Having started as an investment banker, Bolloré parlayed a family holding, originally invested in cigarette and Bible paper, into a vast conglomerate with arms in construction and advertising. Along the way, he cultivated powerful friends among French conservatives, most notably Nicolas Sarkozy.
For most of his career, Bolloré studiously avoided the media. Suspicious of a profession whose members he views as left-wing rabble-rousers, he shunned interviews and preferred to operate by pulling strings behind the scenes.
It was only when Bolloré acquired a stake in Vivendi that he had to grapple with real, live journalists now under his indirect authority.
Can’t protect them all
Ever since he became a media owner, the insider said, Bolloré has been worried about being responsible for content, news or other, that could be embarrassing or damaging to his friends and potentially disrupting their political ambitions. Added to his wariness is a limited understanding of the true impact of most news reporting.

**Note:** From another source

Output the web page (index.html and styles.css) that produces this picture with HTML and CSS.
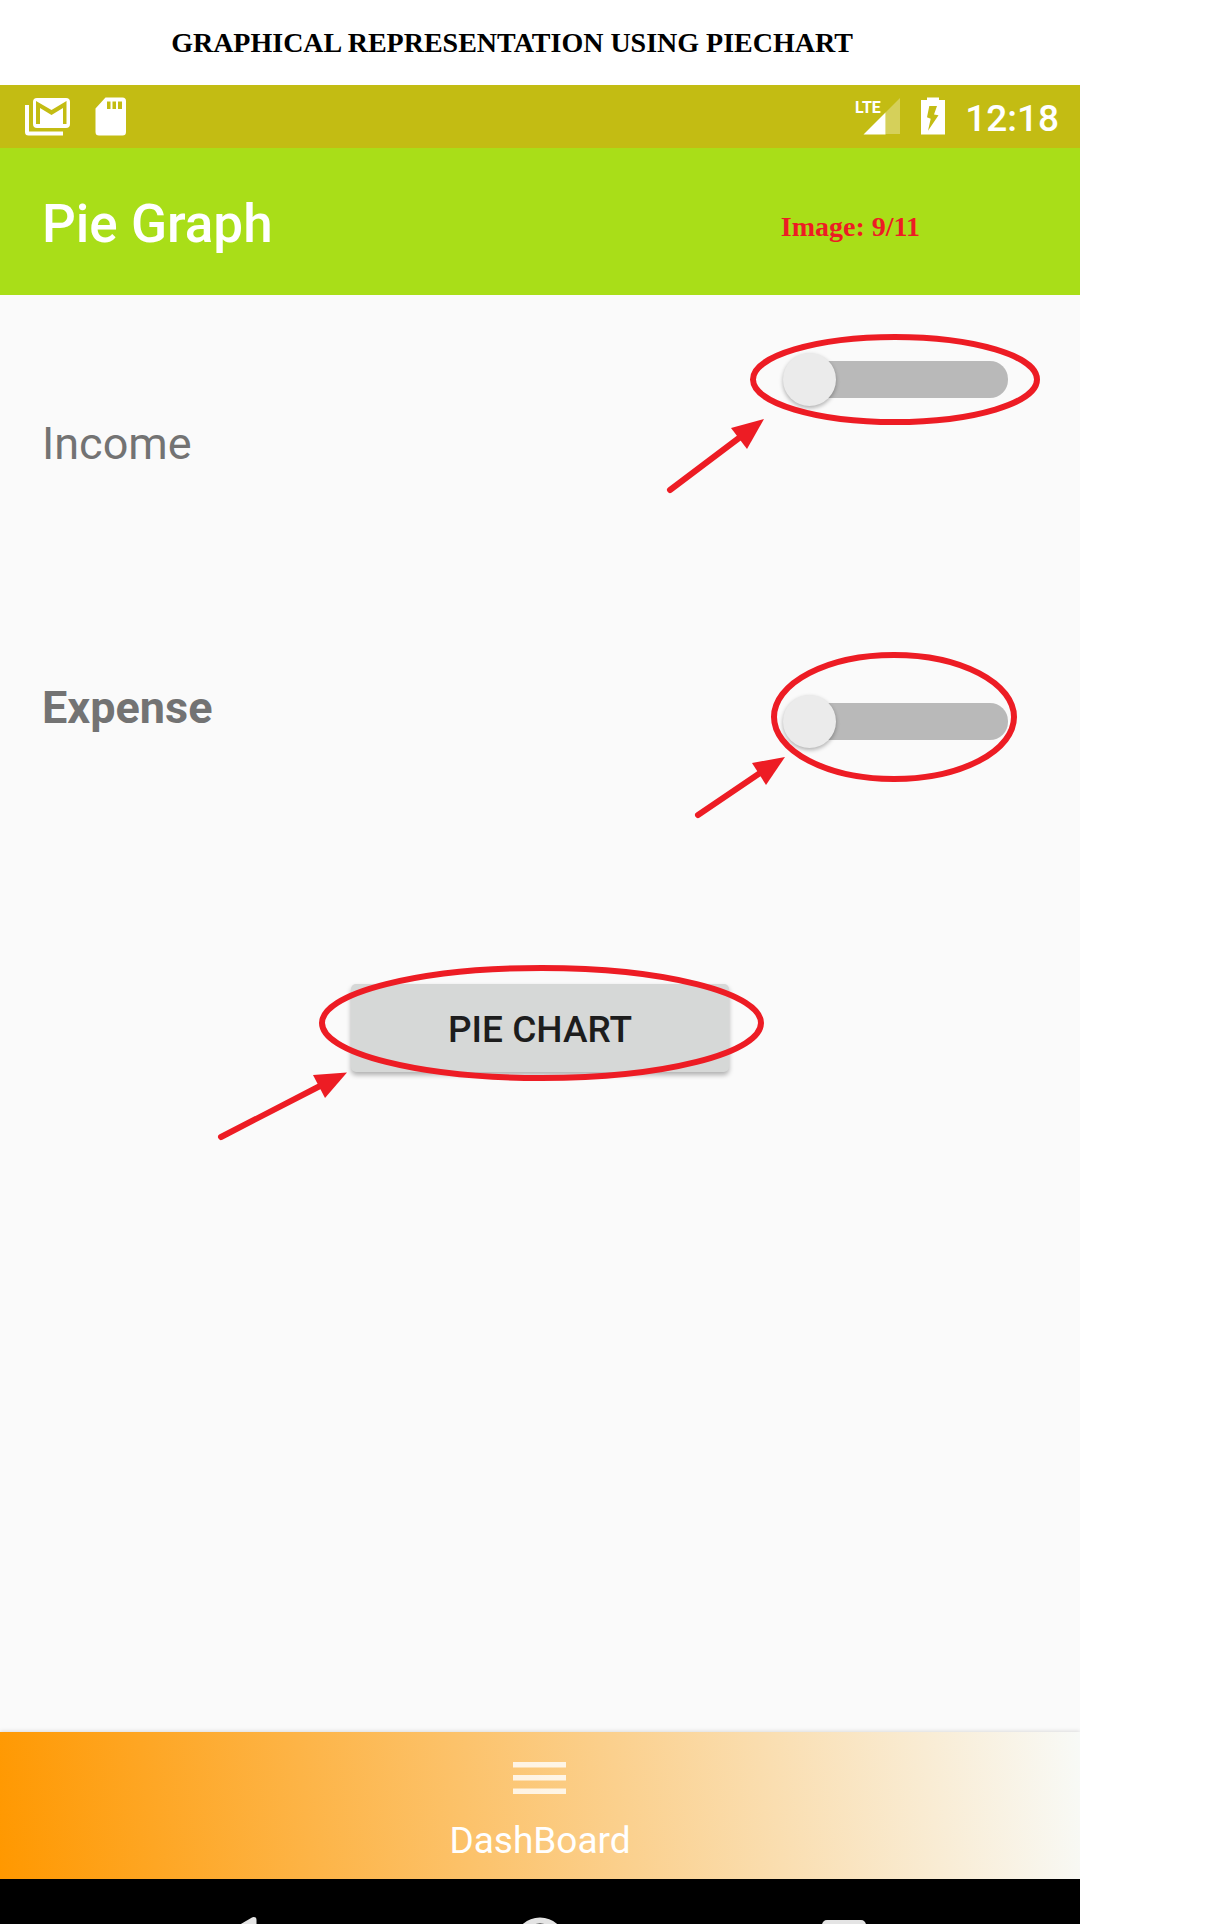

This concern explains why Bolloré is accused of having nixed the airing of an investigative report into the Crédit Mutuel, a bank run by one of his friends. It also clarifies why he has taken such an unyielding stance at iTELE: If journalists get their way, the channel will be out of his control, and liable to become a weapon against his allies.
The same politicians Bolloré sought to protect now risk being deprived of airtime due to his intransigence.
With the primary debate hanging in the balance, Bolloré’s move appears to be backfiring. The same politicians he sought to protect now risk being deprived of airtime due to his intransigence.
Sarkozy’s allies are taking matters into their own hands. According to Le Monde, Thierry Solère is appealing to the “highest level” in Vivendi to put the channel back on the air so that at least some viewers will be tuned in when the debate comes on.
That means reaching out to Bolloré himself.